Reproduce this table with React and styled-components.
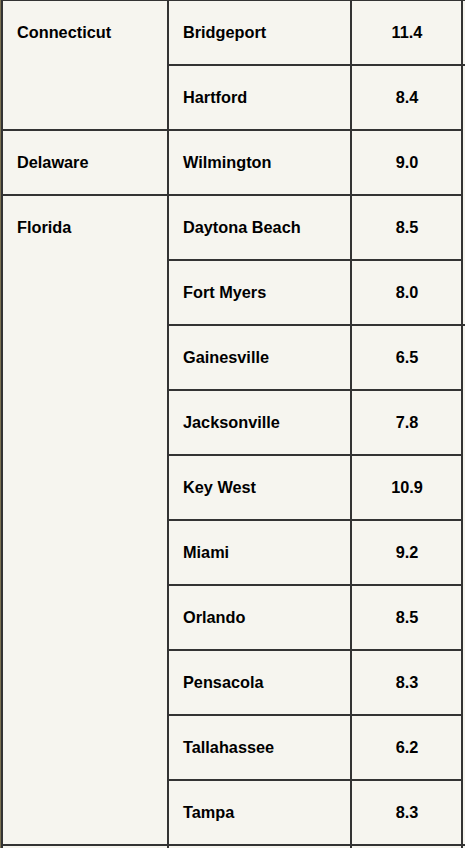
import React from "react";
import styled, { createGlobalStyle } from "styled-components";

const GlobalStyle = createGlobalStyle`
  html, body {
    margin: 0;
    padding: 0;
    background: #7c7253;
    overflow: hidden;
  }
  body {
    font-family: "Liberation Sans", Arial, sans-serif;
  }
`;

const Table = styled.table`
  margin-left: 1px;
  border-collapse: separate;
  border-spacing: 0;
  table-layout: fixed;
  width: 464px;
  background: #f6f5ef;
  border-top: 1px solid #333;
  border-left: 2px solid #333;
  color: #000;
  font-size: 16.3px;
  font-weight: bold;
`;

const Col = styled.col`
  width: ${(p) => p.$w}px;
`;

const Cell = styled.td`
  height: 65px;
  box-sizing: border-box;
  padding: 0 13px 0 14px;
  border-right: 2px solid #333;
  border-bottom: 2px solid #333;
  vertical-align: ${(p) => (p.$top ? "top" : "middle")};
  padding-top: ${(p) => (p.$top ? "22px" : "0")};
  text-align: ${(p) => (p.$center ? "center" : "left")};
  line-height: 19px;
  white-space: nowrap;
`;

// the column cut off at the right edge of the window
const EdgeCell = styled.td`
  padding: 0;
  border-bottom: 2px solid #333;
`;

const data = [
  { state: "Connecticut", cities: [["Bridgeport", "11.4"], ["Hartford", "8.4"]] },
  { state: "Delaware", cities: [["Wilmington", "9.0"]] },
  {
    state: "Florida",
    cities: [
      ["Daytona Beach", "8.5"],
      ["Fort Myers", "8.0"],
      ["Gainesville", "6.5"],
      ["Jacksonville", "7.8"],
      ["Key West", "10.9"],
      ["Miami", "9.2"],
      ["Orlando", "8.5"],
      ["Pensacola", "8.3"],
      ["Tallahassee", "6.2"],
      ["Tampa", "8.3"],
    ],
  },
];

const edgeSpans = { 0: 1, 1: 4, 5: 8 };

export default function App() {
  let rowIndex = 0;
  const rows = [];
  data.forEach((group) => {
    group.cities.forEach(([city, value], i) => {
      const idx = rowIndex++;
      rows.push(
        <tr key={city}>
          {i === 0 && (
            <Cell $top rowSpan={group.cities.length}>
              {group.state}
            </Cell>
          )}
          <Cell>{city}</Cell>
          <Cell $center>{value}</Cell>
          {edgeSpans[idx] && <EdgeCell rowSpan={edgeSpans[idx]} />}
        </tr>
      );
    });
  });

  return (
    <>
      <GlobalStyle />
      <Table>
        <colgroup>
          <Col $w={166} />
          <Col $w={183} />
          <Col $w={111} />
          <Col $w={2} />
        </colgroup>
        <tbody>
          {rows}
          {/* next row, only its top edge shows in the window */}
          <tr>
            <Cell />
            <Cell />
            <Cell />
            <EdgeCell />
          </tr>
        </tbody>
      </Table>
    </>
  );
}
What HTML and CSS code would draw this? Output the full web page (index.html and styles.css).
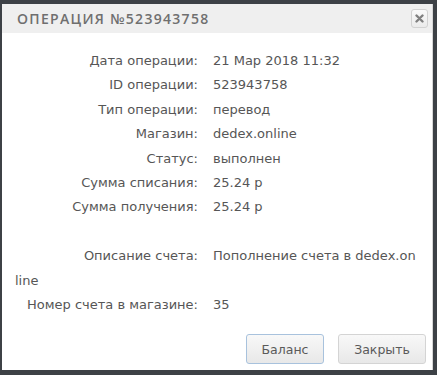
FILE: index.html
```html
<!DOCTYPE html>
<html lang="ru">
<head>
    <meta charset="UTF-8">
    <title>Операция</title>
    <link rel="stylesheet" href="styles.css">
</head>
<body>
<div class="dialog">
    <div class="dialog_title">
        <span class="title_text">Операция №523943758</span>
        <button class="close_button" title="Закрыть">
            <svg width="9" height="9" viewBox="0 0 9 9"><path d="M1.5 1.5L7.5 7.5M7.5 1.5L1.5 7.5" stroke="#808080" stroke-width="2.4" stroke-linecap="round"/></svg>
        </button>
    </div>

    <div class="dialog_body">
        <div class="row"><span class="label">Дата операции:</span><span class="value">21 Мар 2018 11:32</span></div>
        <div class="row"><span class="label">ID операции:</span><span class="value">523943758</span></div>
        <div class="row"><span class="label">Тип операции:</span><span class="value">перевод</span></div>
        <div class="row"><span class="label">Магазин:</span><span class="value">dedex.online</span></div>
        <div class="row"><span class="label">Статус:</span><span class="value">выполнен</span></div>
        <div class="row"><span class="label">Сумма списания:</span><span class="value">25.24 р</span></div>
        <div class="row"><span class="label">Сумма получения:</span><span class="value">25.24 р</span></div>
        <div class="row empty"></div>
        <div class="row"><span class="label">Описание счета:</span><span class="value">Пополнение счета в dedex.on<br>line</span></div>
        <div class="row"><span class="label">Номер счета в магазине:</span><span class="value">35</span></div>
    </div>

    <div class="dialog_buttons">
        <button class="btn btn_focus">Баланс</button>
        <button class="btn btn_close">Закрыть</button>
    </div>
</div>
</body>
</html>
```

FILE: styles.css
```css
html, body {
    margin: 0;
    height: 100%;
}

body {
    background-color: #3d4146;
    padding: 4px 4px 5px 2px;
    box-sizing: border-box;
    font-family: "Open Sans", "Noto Sans", sans-serif;
}

.dialog {
    height: 100%;
    background-color: #ffffff;
    border-right: 1px solid #d6d6d6;
    display: flex;
    flex-direction: column;
}

.dialog_title {
    height: 29px;
    background-color: #efefef;
    display: flex;
    align-items: center;
    justify-content: space-between;
    padding: 0 4px 0 15px;
}

.title_text {
    text-transform: uppercase;
    font-size: 14px;
    font-weight: 600;
    letter-spacing: 1.3px;
    color: #6f6f6f;
}

.close_button {
    width: 17px;
    height: 19px;
    padding: 0;
    border: 1px solid #d2d2d2;
    border-radius: 3px;
    background: linear-gradient(#fafafa, #ebebeb);
    display: flex;
    align-items: center;
    justify-content: center;
}

.dialog_body {
    padding: 16px 12px 0 13px;
    font-family: "DejaVu Sans", Verdana, sans-serif;
    font-size: 13px;
    line-height: 24.4px;
    color: #565656;
}

.row.empty {
    height: 24.4px;
}

.label {
    display: inline-block;
    box-sizing: border-box;
    width: 198px;
    text-align: right;
    padding-right: 15px;
}

.dialog_buttons {
    display: flex;
    justify-content: flex-end;
    gap: 14px;
    padding: 17px 6px 0 0;
}

.btn {
    height: 30px;
    padding: 0;
    font-family: "DejaVu Sans", Verdana, sans-serif;
    font-size: 12.5px;
    color: #5a5a5a;
    border: 1px solid #d4d4d4;
    border-radius: 3px;
    background: linear-gradient(#f8f8f8, #e8e8e8);
}

.btn_focus {
    width: 78px;
    border-color: #a8c2dd;
}

.btn_close {
    width: 88px;
}
```
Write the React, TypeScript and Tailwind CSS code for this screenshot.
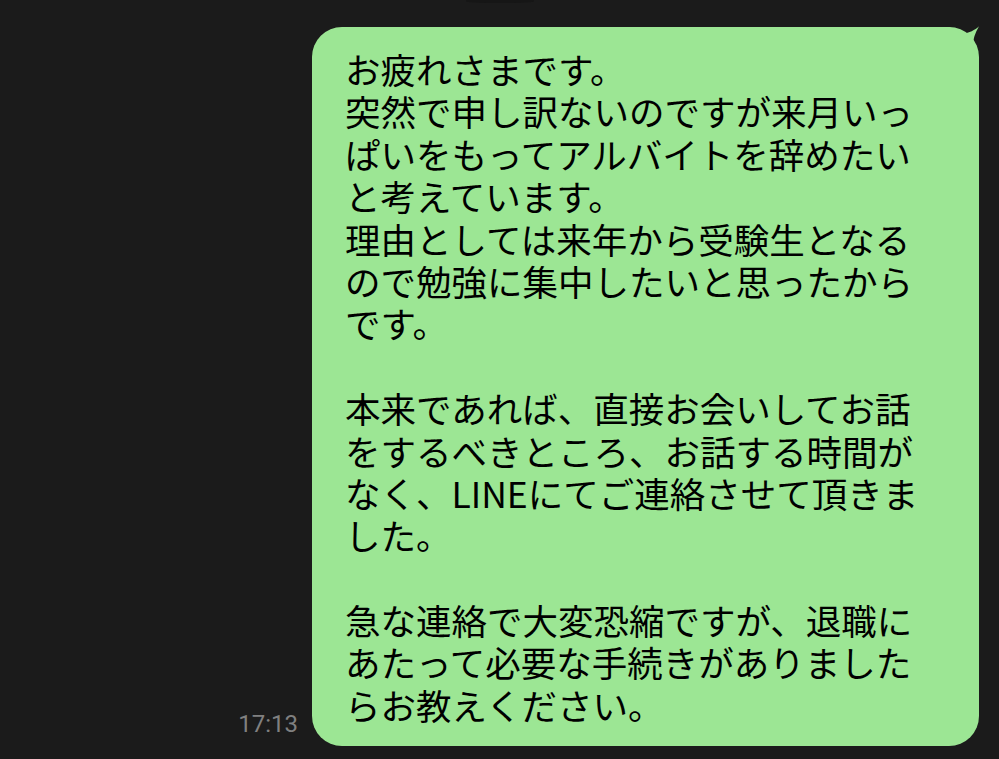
import React from "react";

const lines = [
  "お疲れさまです。",
  "突然で申し訳ないのですが来月いっ",
  "ぱいをもってアルバイトを辞めたい",
  "と考えています。",
  "理由としては来年から受験生となる",
  "ので勉強に集中したいと思ったから",
  "です。",
  "",
  "本来であれば、直接お会いしてお話",
  "をするべきところ、お話する時間が",
  "なく、LINEにてご連絡させて頂きま",
  "した。",
  "",
  "急な連絡で大変恐縮ですが、退職に",
  "あたって必要な手続きがありました",
  "らお教えください。",
];

export default function App() {
  return (
    <div className="min-h-[759px] w-full overflow-hidden bg-[#1b1b1b]">
      <div className="ml-[466px] h-[3px] w-[68px] rounded-b-[50%] bg-[#161616]" />
      <div className="mt-[24px] flex items-end justify-end gap-[14px] pr-[20px]">
        <span className="mb-[8px] text-[24px] leading-[28px] text-[#808080] [font-family:Roboto,'Liberation_Sans',sans-serif]">
          17:13
        </span>
        <div className="relative w-[667px] rounded-[30px] bg-[#9ce694] pb-[20px] pl-[33px] pt-[21px] text-black">
          <div className="text-[35.5px] leading-[42.4px] [font-family:'Noto_Sans_CJK_JP','Noto_Sans',sans-serif]">
            {lines.map((l, i) => (
              <div key={i} className="h-[42.4px] whitespace-nowrap">
                {l}
              </div>
            ))}
          </div>
          <svg
            className="absolute right-0 top-[-1px]"
            width="40"
            height="41"
            viewBox="0 -1 40 41"
          >
            <path
              d="M0 0 L8 0 C15 0 19 6.5 24 6.5 C30 6 36 3 40 -0.8 C36 6 34 12 34 18 C34 26 40 30 40 36 L40 40 L0 40 Z"
              fill="#9ce694"
            />
          </svg>
        </div>
      </div>
    </div>
  );
}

» **Exercise objective**
Look through the listing above. Pick out each line with "components" and copy it.

» **Solution for this exercise**
Reproduce this table with React and styled-components.
import styled, { createGlobalStyle } from "styled-components";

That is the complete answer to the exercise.